Distort Them as You Please: The Sonic Artifacts of Compositional Transformation (Ghost in the MP3)

Master's Thesis

moDernisT_v1

Abstract: 
"moDernisT" was created by salvaging the sounds lost to mp3 compression from the song "Tom's Diner", famously used as one of the main controls in the listening tests to develop the MP3 encoding algorithm. Here we find the form of the song intact, but the details are just remnants of the original, scrambled artifacts hinting at what once was. This thesis discusses a series of compositions created over the past year that combine the use of external data with intuitive aesthetic decisions. I begin with a brief chapter that draws out connections between recent projects by placing them in historical context.
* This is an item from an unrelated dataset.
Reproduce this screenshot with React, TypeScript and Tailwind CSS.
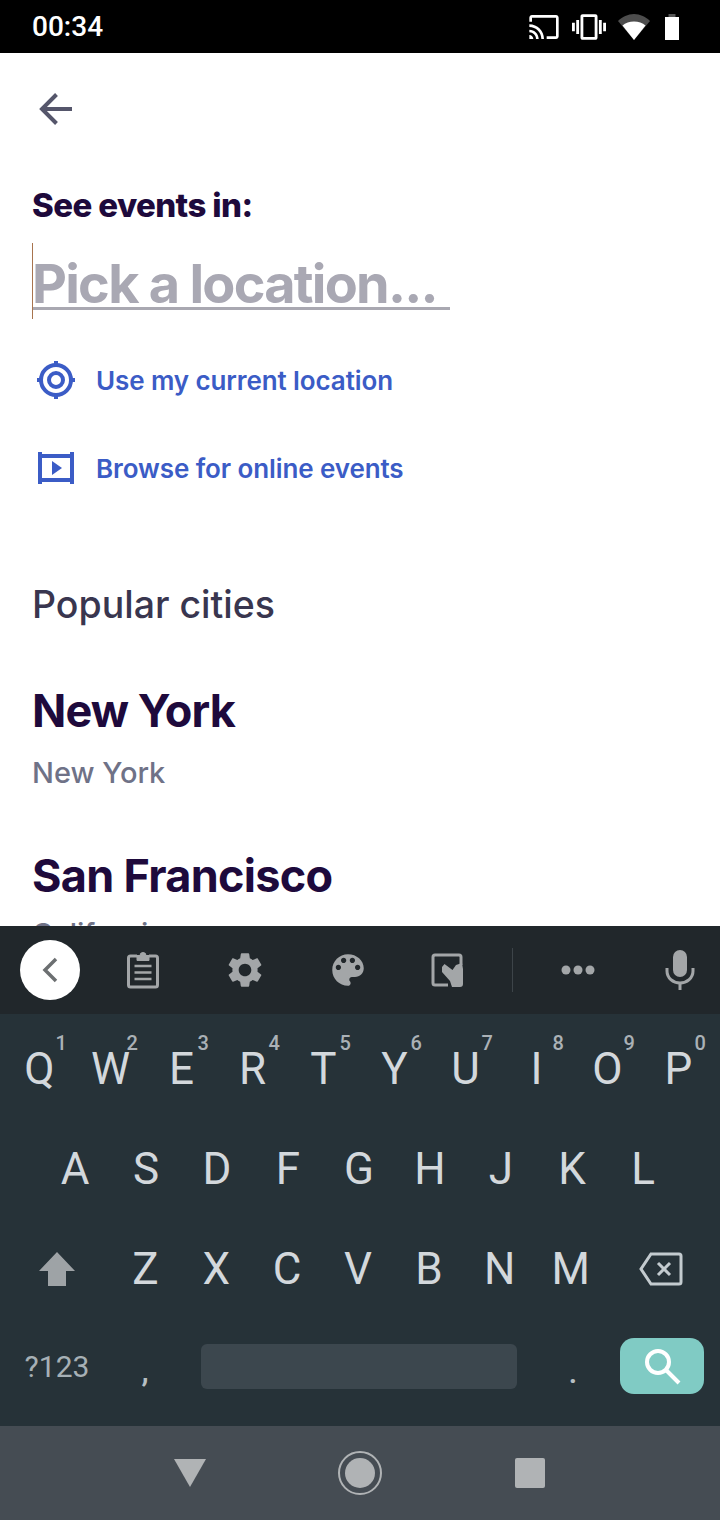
const ROW1: [string, string][] = [["Q","1"],["W","2"],["E","3"],["R","4"],["T","5"],["Y","6"],["U","7"],["I","8"],["O","9"],["P","0"]];
const ROW2 = ["A","S","D","F","G","H","J","K","L"];
const ROW3 = ["Z","X","C","V","B","N","M"];

function Key({ label, hint }: { label: string; hint?: string }) {
  return (
    <div className="relative flex h-full flex-1 items-center justify-center text-[44px] font-normal leading-none text-[#d3d8dc]">
      {label}
      {hint && <span className="absolute left-[50%] top-[9px] ml-[16px] text-[20px] font-medium leading-[28px] text-[#aab1b6]">{hint}</span>}
    </div>
  );
}

function Icon({ d, size, color, className }: { d: string; size: number; color: string; className?: string }) {
  return (
    <svg width={size} height={size} viewBox="0 0 24 24" fill={color} className={className}>
      <path d={d} />
    </svg>
  );
}

export default function App() {
  return (
    <div className="flex h-[1520px] w-[720px] flex-col overflow-hidden bg-white font-['Inter','Liberation_Sans',sans-serif]">
      {/* status bar */}
      <div className="flex h-[53px] shrink-0 items-center justify-between bg-black pl-[32px] pr-[40px] font-['Roboto',sans-serif] text-white">
        <span className="pt-[1px] text-[28px] font-medium leading-none">00:34</span>
        <div className="flex items-center">
          <Icon size={32} color="#fff" d="M21 3H3c-1.1 0-2 .9-2 2v3h2V5h18v14h-7v2h7c1.1 0 2-.9 2-2V5c0-1.1-.9-2-2-2zM1 18v3h3c0-1.66-1.34-3-3-3zm0-4v2c2.76 0 5 2.24 5 5h2c0-3.87-3.13-7-7-7zm0-4v2c4.97 0 9 4.03 9 9h2c0-6.08-4.93-11-11-11z" />
          <Icon size={34} color="#fff" className="ml-[12px]" d="M0 15h2V9H0v6zm3 2h2V7H3v10zm19-8v6h2V9h-2zm-3 8h2V7h-2v10zM16.5 3h-9C6.67 3 6 3.67 6 4.5v15c0 .83.67 1.5 1.5 1.5h9c.83 0 1.5-.67 1.5-1.5v-15c0-.83-.67-1.5-1.5-1.5zM16 19H8V5h8v14z" />
          <svg width="32" height="26" viewBox="0 0 32 26" className="ml-[12px]">
            <path d="M0 7C4 3 10 0 16 0s12 3 16 7L16 26z" fill="#4d4d4d" />
            <path d="M4.500 11.500C7.500 9 11.500 7.500 16 7.500s8.500 1.500 11.500 4L16 26z" fill="#fff" />
          </svg>
          <svg width="16" height="26" viewBox="0 0 16 26" className="ml-[14px]">
            <path d="M4.500 0h7v3H4.500z" fill="#555" />
            <path d="M1 3h14v23H1z" fill="#fff" />
          </svg>
        </div>
      </div>

      {/* page */}
      <div className="min-h-0 flex-1 overflow-hidden bg-white pl-[32px]">
        <svg width="36" height="36" viewBox="0 0 36 36" className="ml-[6px] mt-[38px]" fill="none" stroke="#55566b" strokeWidth="4">
          <path d="M34 18H4" />
          <path d="M18.500 3.500L4 18l14.500 14.500" />
        </svg>
        <div className="mt-[56px] text-[33px] font-extrabold leading-[44px] tracking-[-0.6px] text-[#1e0a3c]">See events in:</div>
        <div className="relative mt-[16px] h-[76px] w-[418px]">
          <div className="absolute left-0 top-0 h-[76px] w-[1px] bg-[#a8744e]" />
          <div className="ml-[1px] border-b-[3px] border-[#a9a8b1] pt-[17px] indent-[-1px] text-[54px] font-bold leading-[47px] tracking-[-1.750px] text-[#a9a8b3]">Pick a location...</div>
        </div>
        <div className="mt-[39px] flex h-[44px] items-center text-[26px] font-semibold tracking-[-0.1px] text-[#3b5cc6]">
          <svg width="40" height="40" viewBox="0 0 40 40" className="ml-[4px] mr-[20px] shrink-0" fill="none" stroke="#3b5cc6">
            <circle cx="20" cy="20" r="15" strokeWidth="4" />
            <circle cx="20" cy="20" r="7" strokeWidth="4" />
            <path d="M20 1v5M20 34v5M1 20h5M34 20h5" strokeWidth="4" />
          </svg>
          Use my current location
        </div>
        <div className="mt-[44px] flex h-[44px] items-center text-[26px] font-semibold tracking-[-0.1px] text-[#3b5cc6]">
          <svg width="36" height="32" viewBox="0 0 36 32" className="ml-[6px] mr-[22px] shrink-0" fill="#3b5cc6">
            <path d="M0 0h4v2h28V0h4v32h-4v-2H4v2H0zM4 6v20h28V6z" />
            <path d="M14 9l10 7-10 7z" />
          </svg>
          Browse for online events
        </div>
        <div className="mt-[91px] text-[37.500px] font-medium leading-[48px] text-[#39364f]">Popular cities</div>
        <div className="mt-[54px] text-[45px] font-bold leading-[56px] tracking-[-0.900px] text-[#1e0a3c]">New York</div>
        <div className="mt-[16px] text-[29px] font-medium leading-[36px] text-[#6f7287]">New York</div>
        <div className="mt-[57px] text-[45px] font-bold leading-[56px] tracking-[-0.700px] text-[#1e0a3c]">San Francisco</div>
        <div className="mt-[12px] text-[29px] font-medium leading-[36px] text-[#6f7287]">California</div>
      </div>

      {/* keyboard toolbar */}
      <div className="flex h-[88px] shrink-0 items-center bg-[#21272b]">
        <div className="ml-[20px] flex h-[60px] w-[60px] items-center justify-center rounded-full bg-white">
          <svg width="18" height="28" viewBox="0 0 18 28" fill="none" stroke="#6c6f71" strokeWidth="3.500"><path d="M15 3L4 14l11 11" /></svg>
        </div>
        <svg width="40" height="40" viewBox="0 0 40 40" className="ml-[43px]" fill="none" stroke="#a3a6a8">
          <path d="M14 6H7.500a2 2 0 0 0-2 2v27a2 2 0 0 0 2 2h25a2 2 0 0 0 2-2V8a2 2 0 0 0-2-2H26" strokeWidth="3" />
          <path d="M14 5.500h3a3 3 0 0 1 6 0h3v5H14z" fill="#a3a6a8" strokeWidth="1" />
          <path d="M11.500 16h17M11.500 22.500h17M11.500 29h17" strokeWidth="2.500" />
        </svg>
        <Icon size={42} color="#a3a6a8" className="ml-[61px]" d="M19.140 12.940c.04-.3.060-.61.060-.94 0-.32-.02-.64-.07-.94l2.030-1.580c.18-.14.230-.41.120-.61l-1.920-3.320c-.12-.22-.37-.29-.59-.22l-2.390.96c-.5-.38-1.030-.7-1.620-.94l-.36-2.540c-.04-.24-.24-.41-.48-.41h-3.840c-.24 0-.43.170-.47.41l-.36 2.540c-.59.24-1.130.570-1.620.94l-2.390-.96c-.22-.08-.47 0-.59.22L2.740 8.870c-.12.210-.08.470.12.610l2.030 1.580c-.05.3-.09.630-.09.940s.02.640.07.940l-2.030 1.580c-.18.140-.23.410-.12.610l1.920 3.320c.12.220.37.290.59.220l2.390-.96c.5.380 1.030.7 1.620.94l.36 2.540c.05.240.24.410.48.410h3.840c.24 0 .44-.17.470-.41l.36-2.540c.59-.24 1.130-.56 1.620-.94l2.390.96c.22.080.47 0 .59-.22l1.920-3.320c.12-.22.070-.47-.12-.61l-2.010-1.580zM12 15.600c-1.980 0-3.600-1.620-3.600-3.600s1.620-3.600 3.600-3.600 3.600 1.620 3.600 3.600-1.620 3.600-3.600 3.600z" />
        <Icon size={42} color="#a3a6a8" className="ml-[61px]" d="M12 3c-4.970 0-9 4.030-9 9s4.030 9 9 9c.83 0 1.500-.67 1.500-1.500 0-.39-.15-.74-.39-1.010-.23-.26-.38-.61-.38-.99 0-.83.67-1.500 1.500-1.500H16c2.760 0 5-2.240 5-5 0-4.420-4.030-8-9-8zm-5.500 9c-.83 0-1.500-.67-1.500-1.500S5.670 9 6.500 9 8 9.670 8 10.500 7.330 12 6.500 12zm3-4C8.670 8 8 7.330 8 6.500S8.670 5 9.500 5s1.500.67 1.500 1.500S10.330 8 9.500 8zm5 0c-.83 0-1.500-.67-1.500-1.500S13.670 5 14.500 5s1.500.67 1.500 1.500S15.330 8 14.500 8zm3 4c-.83 0-1.500-.67-1.500-1.500S16.670 9 17.500 9s1.500.67 1.500 1.500-.67 1.500-1.500 1.500z" />
        <svg width="34" height="34" viewBox="0 0 34 34" className="ml-[62px]" fill="none">
          <path d="M17 32H4a2 2 0 0 1-2-2V4a2 2 0 0 1 2-2h24a2 2 0 0 1 2 2v8" stroke="#a3a6a8" strokeWidth="3" />
          <path d="M11 14l2.500-3 8 6 3.500-5 6-2 1 6V31a3 3 0 0 1-3 3H21l-2-6-8-9z" fill="#a3a6a8" />
        </svg>
        <div className="ml-[47px] h-[44px] w-[1px] bg-[#3d4449]" />
        <svg width="36" height="12" viewBox="0 0 36 12" className="ml-[47px]" fill="#a3a6a8">
          <circle cx="6" cy="6" r="4.500" /><circle cx="18" cy="6" r="4.500" /><circle cx="30" cy="6" r="4.500" />
        </svg>
        <svg width="30" height="40" viewBox="0 0 30 40" className="ml-[69px]" fill="none">
          <rect x="8" y="0" width="14" height="27" rx="7" fill="#a3a6a8" />
          <path d="M2 18v3c0 7 6 12 13 12s13-5 13-12v-3" stroke="#a3a6a8" strokeWidth="3" />
          <path d="M15 33v7" stroke="#a3a6a8" strokeWidth="3" />
        </svg>
      </div>

      {/* keyboard */}
      <div className="flex h-[412px] shrink-0 flex-col bg-[#263238] pt-[4px] font-['Roboto',sans-serif]">
        <div className="flex h-[100px] pl-[4px] pr-[6px] pt-[2px]">
          {ROW1.map(([l, h]) => <Key key={l} label={l} hint={h} />)}
        </div>
        <div className="flex h-[100px] pl-[39.500px] pr-[41.500px] pt-[1px]">
          {ROW2.map((l) => <Key key={l} label={l} />)}
        </div>
        <div className="flex h-[100px] pt-[1px]">
          <div className="flex w-[114px] items-center justify-center">
            <svg width="38" height="34" viewBox="0 0 38 34" fill="#9ea3a6"><path d="M19 0L1 19h9v15h18V19h9z" /></svg>
          </div>
          <div className="-ml-[4px] flex flex-1">
            {ROW3.map((l) => <Key key={l} label={l} />)}
          </div>
          <div className="flex w-[114px] items-center justify-center pr-[4px]">
            <svg width="44" height="34" viewBox="0 0 44 34" fill="none" stroke="#c3cbcf" strokeWidth="3">
              <path d="M12 2h28a2 2 0 0 1 2 2v26a2 2 0 0 1-2 2H12L2 17z" />
              <path d="M19 11l12 12M31 11L19 23" />
            </svg>
          </div>
        </div>
        <div className="flex h-[96px] items-center">
          <div className="flex w-[114px] justify-center text-[30px] font-normal text-[#a6b0b5]">?123</div>
          <div className="flex w-[62px] justify-center pt-[10px] text-[32px] font-medium text-[#b6bfc3]">,</div>
          <div className="ml-[25px] h-[45px] w-[316px] rounded-[6px] bg-[#3c474e]" />
          <div className="ml-[25px] flex w-[62px] justify-center pt-[12px] text-[32px] font-medium text-[#b6bfc3]">.</div>
          <div className="ml-[16px] flex h-[56px] w-[84px] items-center justify-center rounded-[14px] bg-[#80cbc4]">
            <svg width="38" height="38" viewBox="0 0 38 38" fill="none" stroke="#fff" strokeWidth="4">
              <circle cx="15" cy="15" r="11" />
              <path d="M23 23l13 13" />
            </svg>
          </div>
        </div>
      </div>

      {/* nav bar */}
      <div className="relative flex h-[94px] shrink-0 items-center bg-[#454c53]">
        <svg width="34" height="30" viewBox="0 0 34 30" className="ml-[173px]" fill="#b0b3b5"><path d="M1 1h32L17 29z" /></svg>
        <div className="ml-[131px] flex h-[44px] w-[44px] items-center justify-center rounded-full border-2 border-[#b0b3b5]">
          <div className="h-[30px] w-[30px] rounded-full bg-[#b0b3b5]" />
        </div>
        <div className="ml-[133px] h-[30px] w-[30px] rounded-[2px] bg-[#b0b3b5]" />
      </div>
    </div>
  );
}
In each composition, I bring non-musical information into the creation cycle as novel stimuli, placing myself both in charge and in service of this material. I ask how different representations of data can generate new music and what my role as composer might be. I assess several compositional strategies characterized by the act of transformation. First, a series of pieces entitled Heard incorporate various transcription strategies into the creative process. Next, I present a compositional method which passes digital data through a variety of file formats, audifying the data at each step. Following this, I use MP3 compression to develop musical material and explore the potential of this format as an aesthetic object. Finally, I review all of the compositions and highlight common ideas. Through transcription, reformatting data, and digital compression, each composition makes use of the artifacts of its particular transformation as musical material.